» INSTRUCTIONS FOR THE TASK:
Write out the listing below without alteration, omitting its pictures.
BEGIN GIVEN DATA
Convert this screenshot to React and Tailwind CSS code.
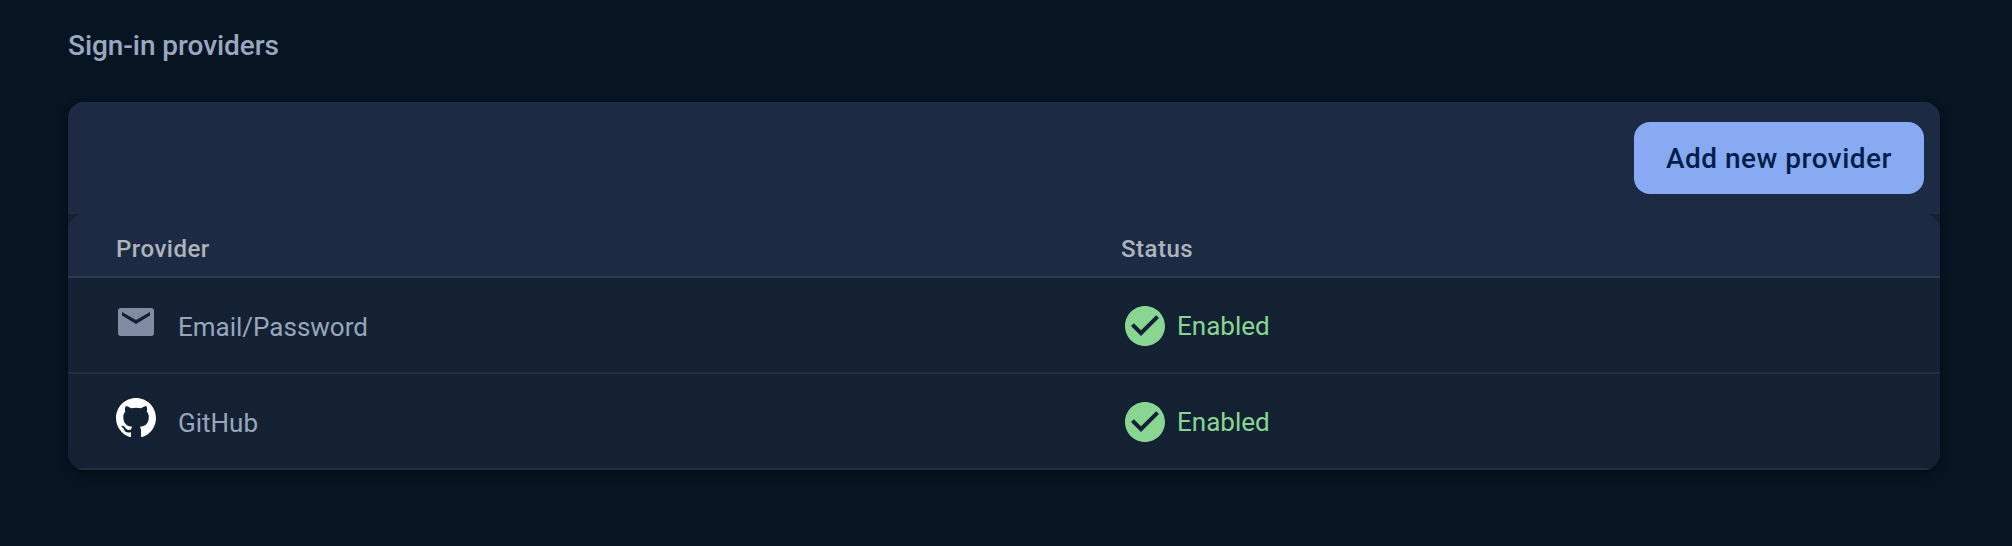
const EmailIcon = () => (
  <svg className="h-7 w-9" viewBox="0 0 36 28" fill="#808ca2">
    <path d="M3 0H33a3 3 0 0 1 3 3V25a3 3 0 0 1-3 3H3a3 3 0 0 1-3-3V3a3 3 0 0 1 3-3ZM18 16L32 7.600V4L18 12L4 4V7.600Z" fillRule="evenodd" />
  </svg>
);

const GithubIcon = () => (
  <svg className="size-10" viewBox="0 0 16 16" fill="#fff">
    <path d="M8 0C3.58 0 0 3.58 0 8c0 3.54 2.29 6.53 5.47 7.59.4.07.55-.17.55-.38 0-.19-.01-.82-.01-1.49-2.01.37-2.53-.49-2.69-.94-.09-.23-.48-.94-.82-1.13-.28-.15-.68-.52-.01-.53.63-.01 1.08.58 1.23.82.72 1.21 1.87.87 2.33.66.07-.52.28-.87.51-1.07-1.78-.2-3.64-.89-3.64-3.95 0-.87.31-1.59.82-2.15-.08-.2-.36-1.02.08-2.12 0 0 .67-.21 2.2.82.64-.18 1.32-.27 2-.27s1.36.09 2 .27c1.53-1.04 2.2-.82 2.2-.82.44 1.1.16 1.92.08 2.12.51.56.82 1.27.82 2.15 0 3.07-1.87 3.75-3.65 3.95.29.25.54.73.54 1.48 0 1.07-.01 1.93-.01 2.2 0 .21.15.46.55.38A8.01 8.01 0 0 0 16 8c0-4.42-3.58-8-8-8z" />
  </svg>
);

const CheckIcon = () => (
  <svg className="size-12 shrink-0" viewBox="0 0 24 24" fill="#89d693">
    <path d="M12 2C6.480 2 2 6.480 2 12s4.480 10 10 10 10-4.480 10-10S17.520 2 12 2zm-2 15l-5-5 1.410-1.410L10 14.170l7.590-7.590L19 8l-9 9z" />
  </svg>
);

const providers = [
  { name: "Email/Password", icon: <EmailIcon /> },
  { name: "GitHub", icon: <GithubIcon /> },
];

export default function App() {
  return (
    <main className="h-[546px] bg-[#071523] pl-[68px] pr-[72px] pt-7 font-['Roboto',sans-serif]">
      <h2 className="text-[28px] leading-9 font-medium tracking-[-0.05px] text-[#9aa8bf]">Sign-in providers</h2>
      <section className="mt-[38px] overflow-hidden rounded-2xl bg-[#132133] shadow-[0_2px_6px_rgba(0,0,0,0.4),0_4px_12px_rgba(0,0,0,0.15)]">
        <div className="flex h-28 justify-end bg-[#1c2b43] pt-5 pr-4">
          <button className="h-[72px] w-[290px] rounded-2xl bg-[#87aaf2] pt-0.5 text-[28px] font-medium tracking-[0.5px] text-[#041e49]">
            Add new provider
          </button>
        </div>
        <div className="grid h-16 grid-cols-[1005px_1fr] items-center rounded-t-2xl border-b-2 border-[#2b3950] bg-[#1c2b43] pt-2 pl-12 text-2xl font-medium tracking-[0.5px] text-[#aeb4bd]">
          <span>Provider</span>
          <span>Status</span>
        </div>
        {providers.map((p) => (
          <div key={p.name} className="grid h-24 grid-cols-[1005px_1fr] items-center border-b-2 border-[#202f42] pt-0.5 pl-12 text-[26px]">
            <div className="flex items-center gap-[22px] text-[#98a6bd]">
              <span className="flex w-10 justify-center pb-2">{p.icon}</span>
              <span className="pt-0.5">{p.name}</span>
            </div>
            <div className="flex items-center gap-2 text-[#89d693]">
              <CheckIcon />
              <span>Enabled</span>
            </div>
          </div>
        ))}
      </section>
    </main>
  );
}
END GIVEN DATA
» REPLY TO THE TASK:
Convert this screenshot to React and Tailwind CSS code.
const EmailIcon = () => (
  <svg className="h-7 w-9" viewBox="0 0 36 28" fill="#808ca2">
    <path d="M3 0H33a3 3 0 0 1 3 3V25a3 3 0 0 1-3 3H3a3 3 0 0 1-3-3V3a3 3 0 0 1 3-3ZM18 16L32 7.600V4L18 12L4 4V7.600Z" fillRule="evenodd" />
  </svg>
);

const GithubIcon = () => (
  <svg className="size-10" viewBox="0 0 16 16" fill="#fff">
    <path d="M8 0C3.58 0 0 3.58 0 8c0 3.54 2.29 6.53 5.47 7.59.4.07.55-.17.55-.38 0-.19-.01-.82-.01-1.49-2.01.37-2.53-.49-2.69-.94-.09-.23-.48-.94-.82-1.13-.28-.15-.68-.52-.01-.53.63-.01 1.08.58 1.23.82.72 1.21 1.87.87 2.33.66.07-.52.28-.87.51-1.07-1.78-.2-3.64-.89-3.64-3.95 0-.87.31-1.59.82-2.15-.08-.2-.36-1.02.08-2.12 0 0 .67-.21 2.2.82.64-.18 1.32-.27 2-.27s1.36.09 2 .27c1.53-1.04 2.2-.82 2.2-.82.44 1.1.16 1.92.08 2.12.51.56.82 1.27.82 2.15 0 3.07-1.87 3.75-3.65 3.95.29.25.54.73.54 1.48 0 1.07-.01 1.93-.01 2.2 0 .21.15.46.55.38A8.01 8.01 0 0 0 16 8c0-4.42-3.58-8-8-8z" />
  </svg>
);

const CheckIcon = () => (
  <svg className="size-12 shrink-0" viewBox="0 0 24 24" fill="#89d693">
    <path d="M12 2C6.480 2 2 6.480 2 12s4.480 10 10 10 10-4.480 10-10S17.520 2 12 2zm-2 15l-5-5 1.410-1.410L10 14.170l7.590-7.590L19 8l-9 9z" />
  </svg>
);

const providers = [
  { name: "Email/Password", icon: <EmailIcon /> },
  { name: "GitHub", icon: <GithubIcon /> },
];

export default function App() {
  return (
    <main className="h-[546px] bg-[#071523] pl-[68px] pr-[72px] pt-7 font-['Roboto',sans-serif]">
      <h2 className="text-[28px] leading-9 font-medium tracking-[-0.05px] text-[#9aa8bf]">Sign-in providers</h2>
      <section className="mt-[38px] overflow-hidden rounded-2xl bg-[#132133] shadow-[0_2px_6px_rgba(0,0,0,0.4),0_4px_12px_rgba(0,0,0,0.15)]">
        <div className="flex h-28 justify-end bg-[#1c2b43] pt-5 pr-4">
          <button className="h-[72px] w-[290px] rounded-2xl bg-[#87aaf2] pt-0.5 text-[28px] font-medium tracking-[0.5px] text-[#041e49]">
            Add new provider
          </button>
        </div>
        <div className="grid h-16 grid-cols-[1005px_1fr] items-center rounded-t-2xl border-b-2 border-[#2b3950] bg-[#1c2b43] pt-2 pl-12 text-2xl font-medium tracking-[0.5px] text-[#aeb4bd]">
          <span>Provider</span>
          <span>Status</span>
        </div>
        {providers.map((p) => (
          <div key={p.name} className="grid h-24 grid-cols-[1005px_1fr] items-center border-b-2 border-[#202f42] pt-0.5 pl-12 text-[26px]">
            <div className="flex items-center gap-[22px] text-[#98a6bd]">
              <span className="flex w-10 justify-center pb-2">{p.icon}</span>
              <span className="pt-0.5">{p.name}</span>
            </div>
            <div className="flex items-center gap-2 text-[#89d693]">
              <CheckIcon />
              <span>Enabled</span>
            </div>
          </div>
        ))}
      </section>
    </main>
  );
}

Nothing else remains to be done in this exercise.